Document IT
IT is great at supplying technology solutions to business problems, but we're not always the best at documenting this effort and providing written policies for computer resources and access to those resources. Both GLBA and HIPAA require written documents that evidence the infosec program, and these documents must be approved from the top and implemented all the way down to the operational level.
Say physical and technical safeguards detect an intrusion or compromise to customer information. What next? GLBA requires institutions to implement a response program that specifies actions to be taken when the bank suspects or detects that unauthorized individuals have gained access to customer information. This includes appropriate reports to regulatory and law enforcement agencies. Although GLBA does not require it, institutions should also notify customers promptly when nonpublic personal information is compromised. This was not written into the law because the cost of compliance would have a dramatic effect on these institutions. And how do you enforce it? What type of compromise would trigger the notification and the duty to inform? These and other questions will be answered at the state level (see "With 1386, California Leads the Way," ).
Once your written security program is in place, you must regularly test safeguards. Although the type and frequency of the tests can be based on the institution's risk assessment, they must be conducted by third parties or staff members that are independent from the group that maintains the security programs. The results of the testing should be added to your management reports to the board or an oversight committee.
Finally, institutions must exercise due diligence in selecting service providers. By contract, enterprises must require service providers to implement appropriate measures designed to meet GLBA objectives and protect customer information they handle for the institution. And, depending on potential risks, institutions should monitor service providers to verify their compliance by, for example, reviewing audits or test results done by service providers. Institutions with contracts in existence on or before March 5, 2001, had a two-year grace period to bring their service provider agreements into compliance. That grace period ended on July 1, 2003.
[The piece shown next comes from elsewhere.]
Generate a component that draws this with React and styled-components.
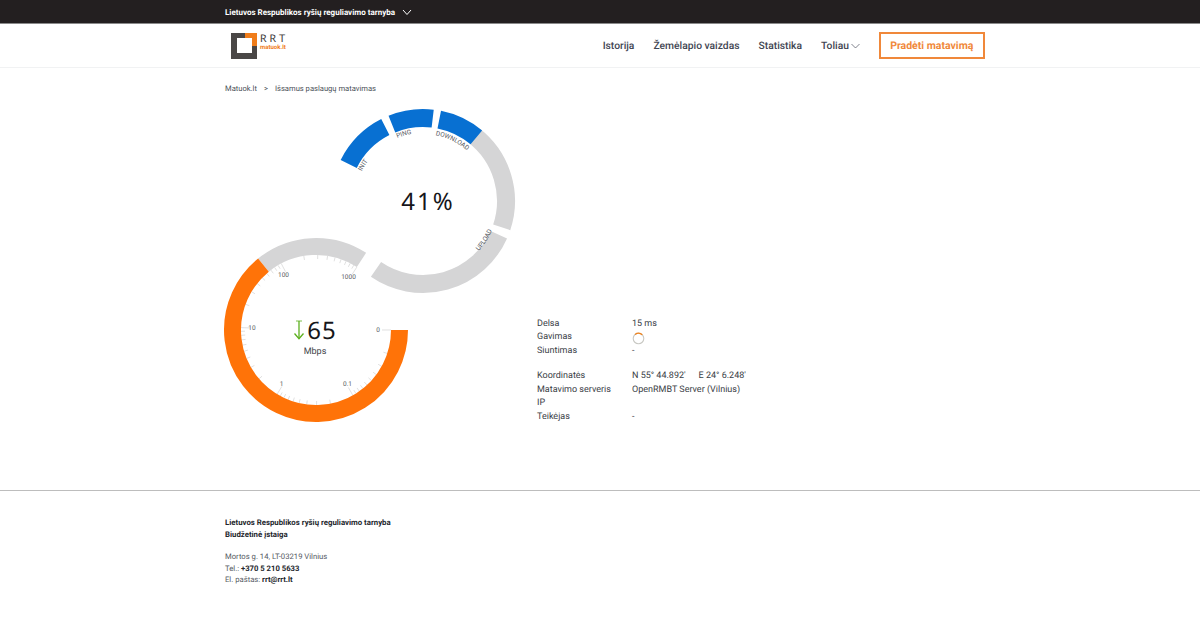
import React from 'react';
import styled, { createGlobalStyle } from 'styled-components';

const FONT = `Roboto, "Noto Sans", Arial, sans-serif`;
const NUMBER_FONT = `"Noto Sans", Roboto, Arial, sans-serif`;

const GlobalStyle = createGlobalStyle`
   html, body {
      margin: 0;
      padding: 0;
      background: #fff;
      font-family: ${FONT};
      text-rendering: geometricPrecision;
   }
`;

// angles are degrees clockwise from the top of the circle
const point = (cx, cy, r, a) => {
   const rad = (a * Math.PI) / 180;
   return [cx + r * Math.sin(rad), cy - r * Math.cos(rad)];
};

const arc = (cx, cy, r, from, to) => {
   const [x0, y0] = point(cx, cy, r, from);
   const [x1, y1] = point(cx, cy, r, to);
   const large = Math.abs(to - from) > 180 ? 1 : 0;
   const sweep = to > from ? 1 : 0;
   return `M${x0} ${y0}A${r} ${r} 0 ${large} ${sweep} ${x1} ${y1}`;
};

const RING = { x: 423, y: 201 };
const DIAL = { x: 316, y: 330 };

const ringLabels = [
   { id: 'init', text: 'INIT', r: 68, from: -80, to: -38 },
   { id: 'ping', text: 'PING', r: 68, from: -38, to: 6 },
   { id: 'download', text: 'DOWNLOAD', r: 67, from: -12, to: 64 },
   { id: 'upload', text: 'UPLOAD', r: 75, from: 150, to: 95 },
];

const dialLabels = [
   { text: '0', x: 378, y: 332 },
   { text: '0.1', x: 347.5, y: 386 },
   { text: '1', x: 281.7, y: 386 },
   { text: '10', x: 252, y: 330 },
   { text: '100', x: 283.5, y: 277 },
   { text: '1000', x: 348.5, y: 279 },
];

const START = 90;
const STEP = 60.6;

const dialTicks = [];
for (let decade = 0; decade < 5; decade++) {
   for (let n = 1; n < 10; n++) {
      const a = START + (decade + Math.log10(n)) * STEP;
      dialTicks.push({ a, major: n === 1 });
   }
}
dialTicks.push({ a: START + 5 * STEP, major: true });

const Gauges = () => (
   <GaugeSvg viewBox='220 105 300 322'>
      <defs>
         {ringLabels.map((l) => (
            <path
               key={l.id}
               id={`label-${l.id}`}
               d={arc(RING.x, RING.y, l.r, l.from, l.to)}
            />
         ))}
      </defs>

      <g fill='none' strokeWidth='18'>
         <path stroke='#d5d5d6' d={arc(RING.x, RING.y, 83, 38, 108.5)} />
         <path stroke='#d5d5d6' d={arc(RING.x, RING.y, 83, 114, 214.5)} />
         <path stroke='#0870d2' d={arc(RING.x, RING.y, 83, -63.5, -27)} />
         <path stroke='#0870d2' d={arc(RING.x, RING.y, 83, -22, 6.7)} />
         <path stroke='#0870d2' d={arc(RING.x, RING.y, 83, 11.3, 40)} />
      </g>

      {ringLabels.map((l) => (
         <RingLabel key={l.id}>
            <textPath href={`#label-${l.id}`} startOffset='50%' textAnchor='middle'>
               {l.text}
            </textPath>
         </RingLabel>
      ))}

      <BigValue x='428' y='210' $spacing={2}>41%</BigValue>

      <g stroke='#d2d2d2' strokeWidth='0.7'>
         {dialTicks.map(({ a, major }) => {
            const [x0, y0] = point(DIAL.x, DIAL.y, 75, a);
            const [x1, y1] = point(DIAL.x, DIAL.y, major ? 66 : 71, a);
            return <line key={a} x1={x0} y1={y0} x2={x1} y2={y1} />;
         })}
      </g>

      <g fill='none' strokeWidth='17'>
         <path stroke='#d5d5d6' d={arc(DIAL.x, DIAL.y, 83.5, -39, 33)} />
         <path stroke='#ff7308' d={arc(DIAL.x, DIAL.y, 83.5, 90, 321)} />
      </g>

      {dialLabels.map((l) => (
         <DialLabel key={l.text} x={l.x} y={l.y}>
            {l.text}
         </DialLabel>
      ))}

      <g fill='none' stroke='#5cb01e' strokeWidth='1.3'>
         <path d='M299 321v17.5' />
         <path d='M296 321h6' strokeWidth='0.8' />
         <path d='M294.5 333.5l4.5 5.2 4.500-5.200' />
      </g>
      <BigValue x='322' y='339' $spacing={1}>65</BigValue>
      <Unit x='315' y='354'>Mbps</Unit>
   </GaugeSvg>
);

const Spinner = () => (
   <svg width='13' height='13' viewBox='0 0 13 13'>
      <circle cx='6.500' cy='6.500' r='5.300' fill='none' stroke='#c9c9c4' strokeWidth='1.100' />
      <path d={arc(6.5, 6.5, 5.3, -40, 45)} fill='none' stroke='#ee8420' strokeWidth='1.300' />
   </svg>
);

const Logo = () => (
   <LogoWrap>
      <svg width='26' height='26' viewBox='0 0 26 26'>
         <rect width='26' height='26' fill='#4a4746' />
         <rect x='14' width='12' height='13' fill='#f07d1a' />
         <rect x='6' y='5' width='15' height='15' fill='#fff' />
      </svg>
      <LogoText>
         <LogoMark>RRT</LogoMark>
         <LogoSub>matuok.lt</LogoSub>
      </LogoText>
   </LogoWrap>
);

const App = () => (
   <>
      <GlobalStyle />
      <TopBar>
         <TopInner>
            Lietuvos Respublikos ryšių reguliavimo tarnyba
            <svg width='10' height='7' viewBox='0 0 10 7'>
               <path d='M1 1l4 4.500 4-4.500' fill='none' stroke='#fff' strokeWidth='1' />
            </svg>
         </TopInner>
      </TopBar>

      <Header>
         <HeaderInner>
            <Logo />
            <Nav>
               <NavLink>Istorija</NavLink>
               <NavLink>Žemėlapio vaizdas</NavLink>
               <NavLink>Statistika</NavLink>
               <NavLink>
                  Toliau
                  <svg width='9' height='6' viewBox='0 0 9 6'>
                     <path d='M.5 1l4 4 4-4' fill='none' stroke='#4a4f5c' strokeWidth='.7' />
                  </svg>
               </NavLink>
               <StartButton>Pradėti matavimą</StartButton>
            </Nav>
         </HeaderInner>
      </Header>

      <Main>
         <Crumbs>
            <span>Matuok.lt</span>
            <CrumbSep>&gt;</CrumbSep>
            <span>Išsamus paslaugų matavimas</span>
         </Crumbs>
         <Content>
            <Gauges />
            <Info>
               <InfoGroup>
                  <span>Delsa</span>
                  <span>15 ms</span>
                  <span>Gavimas</span>
                  <SpinnerCell>
                     <Spinner />
                  </SpinnerCell>
                  <span>Siuntimas</span>
                  <span>-</span>
               </InfoGroup>
               <InfoGroup>
                  <span>Koordinatės</span>
                  <Coords>
                     <span>N 55° 44.892'</span>
                     <span>E 24° 6.248'</span>
                  </Coords>
                  <span>Matavimo serveris</span>
                  <span>OpenRMBT Server (Vilnius)</span>
                  <span>IP</span>
                  <span></span>
                  <span>Teikėjas</span>
                  <span>-</span>
               </InfoGroup>
            </Info>
         </Content>
      </Main>

      <Footer>
         <FooterTitle>
            Lietuvos Respublikos ryšių reguliavimo tarnyba
            <br />
            Biudžetinė įstaiga
         </FooterTitle>
         <FooterText>
            Mortos g. 14, LT-03219 Vilnius
            <br />
            Tel.: <b>+370 5 210 5633</b>
            <br />
            El. paštas: <b>rrt@rrt.lt</b>
         </FooterText>
      </Footer>
   </>
);

export default App;

const TopBar = styled.div`
   height: 23px;
   background: #231f20;
   border-bottom: 1px solid #8a8a8a;
`;

const TopInner = styled.div`
   box-sizing: border-box;
   display: flex;
   align-items: center;
   gap: 7px;
   height: 100%;
   padding: 2px 0 0 225px;
   color: #fff;
   font-size: 8px;
   font-weight: 700;
`;

const Header = styled.header`
   height: 43px;
   border-bottom: 1px solid #f1f2f3;
`;

const HeaderInner = styled.div`
   display: flex;
   align-items: center;
   justify-content: space-between;
   width: 753.500px;
   height: 100%;
   margin-left: 231px;
`;

const LogoWrap = styled.div`
   display: flex;
   align-items: center;
   gap: 3px;
`;

const LogoText = styled.div`
   display: flex;
   flex-direction: column;
   gap: 2px;
   margin-top: -5px;
`;

const LogoMark = styled.span`
   color: #3f3c3b;
   font-family: Lato, ${FONT};
   font-size: 10.500px;
   font-weight: 400;
   line-height: 8px;
   letter-spacing: 3px;
`;

const LogoSub = styled.span`
   color: #f07d1a;
   font-size: 6px;
   font-weight: 700;
   line-height: 6px;
`;

const Nav = styled.nav`
   display: flex;
   align-items: center;
`;

const NavLink = styled.a`
   display: flex;
   align-items: center;
   gap: 2px;
   margin-right: 19px;
   color: #3f4552;
   font-size: 10.300px;
   font-weight: 500;
   white-space: nowrap;
`;

const StartButton = styled.a`
   box-sizing: border-box;
   display: flex;
   align-items: center;
   justify-content: center;
   width: 105.500px;
   height: 27px;
   border: 2px solid #f0883a;
   color: #f0883a;
   font-size: 10.500px;
   font-weight: 700;
   white-space: nowrap;
`;

const Main = styled.main`
   box-sizing: border-box;
   height: 422px;
   padding: 14px 0 0 225px;
`;

const Crumbs = styled.div`
   display: flex;
   align-items: center;
   height: 12px;
   color: #4a4f58;
   font-size: 7.600px;
`;

const CrumbSep = styled.span`
   margin: 0 7px;
`;

const Content = styled.div`
   display: flex;
   align-items: flex-start;
   margin: 11px 0 0 -5px;
`;

const GaugeSvg = styled.svg`
   flex: none;
   width: 300px;
   height: 322px;
`;

const RingLabel = styled.text`
   fill: #55585e;
   font-family: ${FONT};
   font-size: 6.500px;
`;

const BigValue = styled.text`
   fill: #16161a;
   font-family: ${NUMBER_FONT};
   font-size: 24px;
   letter-spacing: ${(props) => props.$spacing}px;
   text-anchor: middle;
`;

const DialLabel = styled.text`
   fill: #55585e;
   font-family: ${FONT};
   font-size: 6.500px;
   text-anchor: middle;
`;

const Unit = styled.text`
   fill: #44464c;
   font-family: ${FONT};
   font-size: 9px;
   text-anchor: middle;
`;

const Info = styled.div`
   display: flex;
   flex-direction: column;
   gap: 12px;
   margin: 212px 0 0 17px;
   color: #3a3e46;
   font-size: 9px;
`;

const InfoGroup = styled.div`
   display: grid;
   grid-template-columns: 95px auto;
   grid-auto-rows: 13.500px;
   align-items: center;
   white-space: nowrap;
`;

const SpinnerCell = styled.span`
   display: flex;
   padding-top: 2px;
`;

const Coords = styled.span`
   display: flex;
   gap: 13px;
`;

const Footer = styled.footer`
   height: 153px;
   box-sizing: border-box;
   border-top: 1px solid #bdbdbd;
   padding: 26px 0 0 225px;
   color: #555a63;
   font-size: 7.700px;
   line-height: 11.500px;
`;

const FooterTitle = styled.div`
   margin-bottom: 11px;
   color: #23262c;
   font-size: 7.800px;
   font-weight: 700;
`;

const FooterText = styled.div`
   b {
      color: #23262c;
      font-weight: 700;
   }
`;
The Health Insurance Portability and Accountability Act of 1996 was developed as a two-step dance in health-care reform that puts the Centers for Medicare & Medicaid Services (CMS) in the lead, with the rest of the health-care industry to follow. And if anyone misses a step, HHS Office of Civil Rights will bring them in line. HIPAA's primary aim is to improve the efficiency and effectiveness of the nation's health-care system and promote the widespread use of EDI in health care. But it would be difficult, if not impossible, to accomplish this without assurances that patient health information will be kept secure and private.